- WHAT THE EXERCISE ASKS:
Transcribe the material in full. Nothing should differ except that the pictures are left out.

- DATASET EXTRACT:
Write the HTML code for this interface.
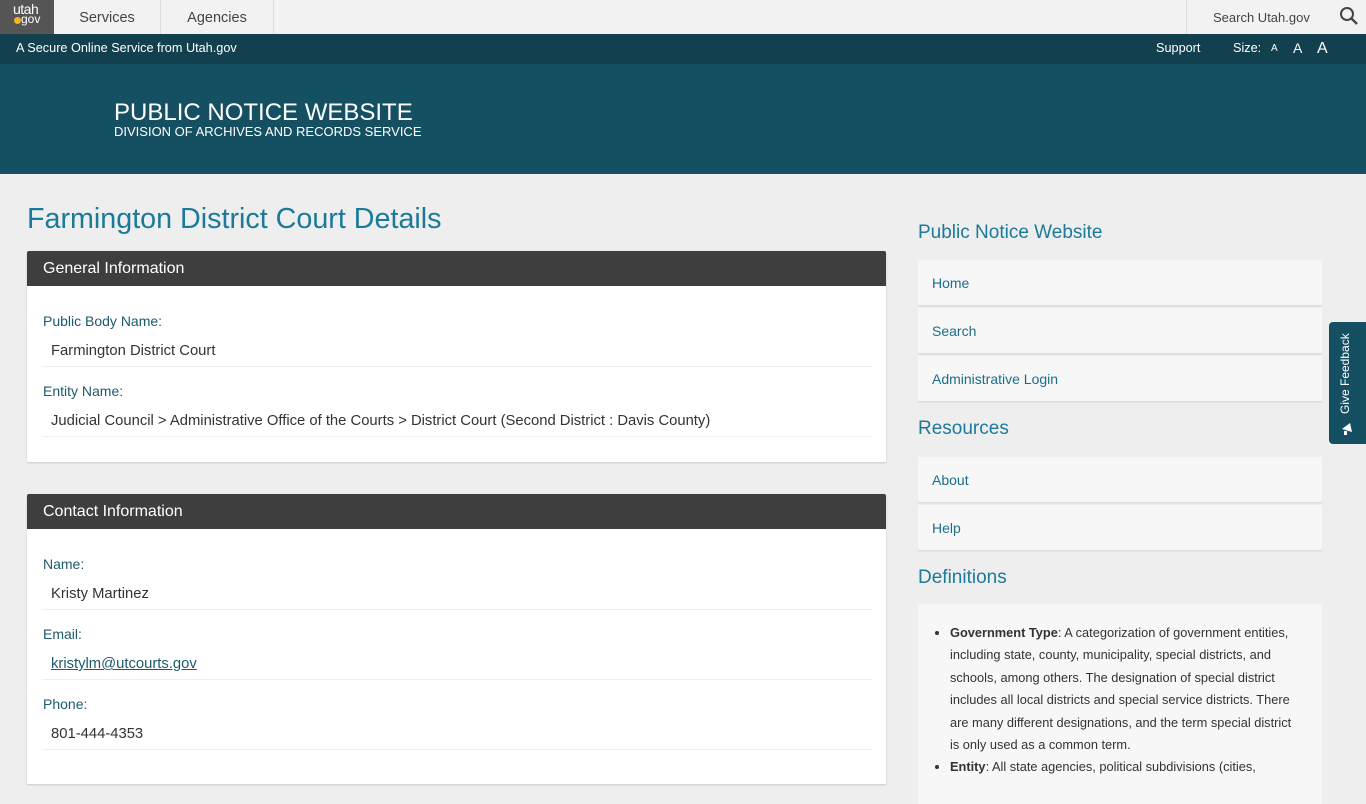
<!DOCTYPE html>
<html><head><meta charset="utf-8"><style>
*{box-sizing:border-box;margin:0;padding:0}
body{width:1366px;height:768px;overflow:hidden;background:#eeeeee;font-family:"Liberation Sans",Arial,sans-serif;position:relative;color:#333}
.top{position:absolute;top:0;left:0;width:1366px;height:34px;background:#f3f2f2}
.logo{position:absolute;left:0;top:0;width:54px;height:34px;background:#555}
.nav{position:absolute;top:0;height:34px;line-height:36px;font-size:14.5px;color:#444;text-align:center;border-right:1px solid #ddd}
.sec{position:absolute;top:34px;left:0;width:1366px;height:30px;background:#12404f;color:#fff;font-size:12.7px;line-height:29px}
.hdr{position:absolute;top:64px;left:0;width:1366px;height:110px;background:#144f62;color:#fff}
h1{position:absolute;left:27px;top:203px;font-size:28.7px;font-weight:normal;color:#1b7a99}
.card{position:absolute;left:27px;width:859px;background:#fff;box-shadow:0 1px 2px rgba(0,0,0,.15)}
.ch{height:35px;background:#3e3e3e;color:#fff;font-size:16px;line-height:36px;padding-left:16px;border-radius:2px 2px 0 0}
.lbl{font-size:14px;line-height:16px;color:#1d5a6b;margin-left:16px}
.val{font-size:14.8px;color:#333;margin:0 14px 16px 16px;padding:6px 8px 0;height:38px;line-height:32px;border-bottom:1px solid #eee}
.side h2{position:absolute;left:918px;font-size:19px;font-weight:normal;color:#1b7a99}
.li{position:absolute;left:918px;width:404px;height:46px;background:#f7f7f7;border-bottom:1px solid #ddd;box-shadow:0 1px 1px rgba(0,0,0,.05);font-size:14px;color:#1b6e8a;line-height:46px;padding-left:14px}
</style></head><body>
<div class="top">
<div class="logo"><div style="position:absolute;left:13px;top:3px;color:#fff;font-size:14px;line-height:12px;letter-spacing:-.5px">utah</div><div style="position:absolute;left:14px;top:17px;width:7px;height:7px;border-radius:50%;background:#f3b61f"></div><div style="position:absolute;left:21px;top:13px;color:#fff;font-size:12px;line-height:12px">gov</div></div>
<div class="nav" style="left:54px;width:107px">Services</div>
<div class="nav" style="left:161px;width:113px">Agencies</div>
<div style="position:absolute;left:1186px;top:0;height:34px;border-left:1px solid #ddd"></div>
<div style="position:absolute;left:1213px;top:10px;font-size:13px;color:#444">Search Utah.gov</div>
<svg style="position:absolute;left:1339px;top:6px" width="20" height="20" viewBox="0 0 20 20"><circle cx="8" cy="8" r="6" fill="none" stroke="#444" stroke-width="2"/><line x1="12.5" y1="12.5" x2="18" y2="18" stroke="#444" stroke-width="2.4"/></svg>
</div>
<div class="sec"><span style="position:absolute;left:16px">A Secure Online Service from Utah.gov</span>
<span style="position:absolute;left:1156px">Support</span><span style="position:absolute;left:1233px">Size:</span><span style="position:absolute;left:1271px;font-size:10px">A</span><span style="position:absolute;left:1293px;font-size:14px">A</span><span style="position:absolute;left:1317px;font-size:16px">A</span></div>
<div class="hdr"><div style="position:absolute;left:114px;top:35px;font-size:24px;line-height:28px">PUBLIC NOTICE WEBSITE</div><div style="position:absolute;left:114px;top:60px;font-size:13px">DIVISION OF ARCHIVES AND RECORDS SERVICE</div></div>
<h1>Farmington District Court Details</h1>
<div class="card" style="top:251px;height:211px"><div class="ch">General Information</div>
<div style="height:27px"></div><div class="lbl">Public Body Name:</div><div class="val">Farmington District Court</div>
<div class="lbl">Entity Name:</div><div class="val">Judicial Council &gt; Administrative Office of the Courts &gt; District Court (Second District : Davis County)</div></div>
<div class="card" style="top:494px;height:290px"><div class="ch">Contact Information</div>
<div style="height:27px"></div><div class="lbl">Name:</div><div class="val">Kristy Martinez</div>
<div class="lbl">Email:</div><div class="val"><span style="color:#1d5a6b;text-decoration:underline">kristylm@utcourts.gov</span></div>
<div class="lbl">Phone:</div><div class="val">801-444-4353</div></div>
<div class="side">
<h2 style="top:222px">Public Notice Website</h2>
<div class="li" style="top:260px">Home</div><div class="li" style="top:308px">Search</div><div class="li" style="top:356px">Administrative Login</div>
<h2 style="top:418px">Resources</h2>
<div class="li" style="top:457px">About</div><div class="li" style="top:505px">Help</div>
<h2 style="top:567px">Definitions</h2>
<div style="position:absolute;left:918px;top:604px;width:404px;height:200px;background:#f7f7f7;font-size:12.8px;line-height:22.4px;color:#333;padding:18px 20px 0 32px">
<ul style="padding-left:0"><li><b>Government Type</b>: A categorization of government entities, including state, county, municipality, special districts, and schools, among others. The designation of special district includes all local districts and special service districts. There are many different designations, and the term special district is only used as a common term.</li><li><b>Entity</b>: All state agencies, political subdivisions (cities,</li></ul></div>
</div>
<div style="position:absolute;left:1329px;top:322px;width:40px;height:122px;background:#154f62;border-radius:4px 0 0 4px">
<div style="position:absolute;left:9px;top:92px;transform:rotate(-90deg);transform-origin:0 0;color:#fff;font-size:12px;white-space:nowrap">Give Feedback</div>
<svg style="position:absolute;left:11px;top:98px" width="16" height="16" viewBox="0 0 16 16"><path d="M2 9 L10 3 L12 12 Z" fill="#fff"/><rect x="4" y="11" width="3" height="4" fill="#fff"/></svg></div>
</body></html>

- TASK ANSWER:
Write the HTML code for this interface.
<!DOCTYPE html>
<html><head><meta charset="utf-8"><style>
*{box-sizing:border-box;margin:0;padding:0}
body{width:1366px;height:768px;overflow:hidden;background:#eeeeee;font-family:"Liberation Sans",Arial,sans-serif;position:relative;color:#333}
.top{position:absolute;top:0;left:0;width:1366px;height:34px;background:#f3f2f2}
.logo{position:absolute;left:0;top:0;width:54px;height:34px;background:#555}
.nav{position:absolute;top:0;height:34px;line-height:36px;font-size:14.5px;color:#444;text-align:center;border-right:1px solid #ddd}
.sec{position:absolute;top:34px;left:0;width:1366px;height:30px;background:#12404f;color:#fff;font-size:12.7px;line-height:29px}
.hdr{position:absolute;top:64px;left:0;width:1366px;height:110px;background:#144f62;color:#fff}
h1{position:absolute;left:27px;top:203px;font-size:28.7px;font-weight:normal;color:#1b7a99}
.card{position:absolute;left:27px;width:859px;background:#fff;box-shadow:0 1px 2px rgba(0,0,0,.15)}
.ch{height:35px;background:#3e3e3e;color:#fff;font-size:16px;line-height:36px;padding-left:16px;border-radius:2px 2px 0 0}
.lbl{font-size:14px;line-height:16px;color:#1d5a6b;margin-left:16px}
.val{font-size:14.8px;color:#333;margin:0 14px 16px 16px;padding:6px 8px 0;height:38px;line-height:32px;border-bottom:1px solid #eee}
.side h2{position:absolute;left:918px;font-size:19px;font-weight:normal;color:#1b7a99}
.li{position:absolute;left:918px;width:404px;height:46px;background:#f7f7f7;border-bottom:1px solid #ddd;box-shadow:0 1px 1px rgba(0,0,0,.05);font-size:14px;color:#1b6e8a;line-height:46px;padding-left:14px}
</style></head><body>
<div class="top">
<div class="logo"><div style="position:absolute;left:13px;top:3px;color:#fff;font-size:14px;line-height:12px;letter-spacing:-.5px">utah</div><div style="position:absolute;left:14px;top:17px;width:7px;height:7px;border-radius:50%;background:#f3b61f"></div><div style="position:absolute;left:21px;top:13px;color:#fff;font-size:12px;line-height:12px">gov</div></div>
<div class="nav" style="left:54px;width:107px">Services</div>
<div class="nav" style="left:161px;width:113px">Agencies</div>
<div style="position:absolute;left:1186px;top:0;height:34px;border-left:1px solid #ddd"></div>
<div style="position:absolute;left:1213px;top:10px;font-size:13px;color:#444">Search Utah.gov</div>
<svg style="position:absolute;left:1339px;top:6px" width="20" height="20" viewBox="0 0 20 20"><circle cx="8" cy="8" r="6" fill="none" stroke="#444" stroke-width="2"/><line x1="12.5" y1="12.5" x2="18" y2="18" stroke="#444" stroke-width="2.4"/></svg>
</div>
<div class="sec"><span style="position:absolute;left:16px">A Secure Online Service from Utah.gov</span>
<span style="position:absolute;left:1156px">Support</span><span style="position:absolute;left:1233px">Size:</span><span style="position:absolute;left:1271px;font-size:10px">A</span><span style="position:absolute;left:1293px;font-size:14px">A</span><span style="position:absolute;left:1317px;font-size:16px">A</span></div>
<div class="hdr"><div style="position:absolute;left:114px;top:35px;font-size:24px;line-height:28px">PUBLIC NOTICE WEBSITE</div><div style="position:absolute;left:114px;top:60px;font-size:13px">DIVISION OF ARCHIVES AND RECORDS SERVICE</div></div>
<h1>Farmington District Court Details</h1>
<div class="card" style="top:251px;height:211px"><div class="ch">General Information</div>
<div style="height:27px"></div><div class="lbl">Public Body Name:</div><div class="val">Farmington District Court</div>
<div class="lbl">Entity Name:</div><div class="val">Judicial Council &gt; Administrative Office of the Courts &gt; District Court (Second District : Davis County)</div></div>
<div class="card" style="top:494px;height:290px"><div class="ch">Contact Information</div>
<div style="height:27px"></div><div class="lbl">Name:</div><div class="val">Kristy Martinez</div>
<div class="lbl">Email:</div><div class="val"><span style="color:#1d5a6b;text-decoration:underline">kristylm@utcourts.gov</span></div>
<div class="lbl">Phone:</div><div class="val">801-444-4353</div></div>
<div class="side">
<h2 style="top:222px">Public Notice Website</h2>
<div class="li" style="top:260px">Home</div><div class="li" style="top:308px">Search</div><div class="li" style="top:356px">Administrative Login</div>
<h2 style="top:418px">Resources</h2>
<div class="li" style="top:457px">About</div><div class="li" style="top:505px">Help</div>
<h2 style="top:567px">Definitions</h2>
<div style="position:absolute;left:918px;top:604px;width:404px;height:200px;background:#f7f7f7;font-size:12.8px;line-height:22.4px;color:#333;padding:18px 20px 0 32px">
<ul style="padding-left:0"><li><b>Government Type</b>: A categorization of government entities, including state, county, municipality, special districts, and schools, among others. The designation of special district includes all local districts and special service districts. There are many different designations, and the term special district is only used as a common term.</li><li><b>Entity</b>: All state agencies, political subdivisions (cities,</li></ul></div>
</div>
<div style="position:absolute;left:1329px;top:322px;width:40px;height:122px;background:#154f62;border-radius:4px 0 0 4px">
<div style="position:absolute;left:9px;top:92px;transform:rotate(-90deg);transform-origin:0 0;color:#fff;font-size:12px;white-space:nowrap">Give Feedback</div>
<svg style="position:absolute;left:11px;top:98px" width="16" height="16" viewBox="0 0 16 16"><path d="M2 9 L10 3 L12 12 Z" fill="#fff"/><rect x="4" y="11" width="3" height="4" fill="#fff"/></svg></div>
</body></html>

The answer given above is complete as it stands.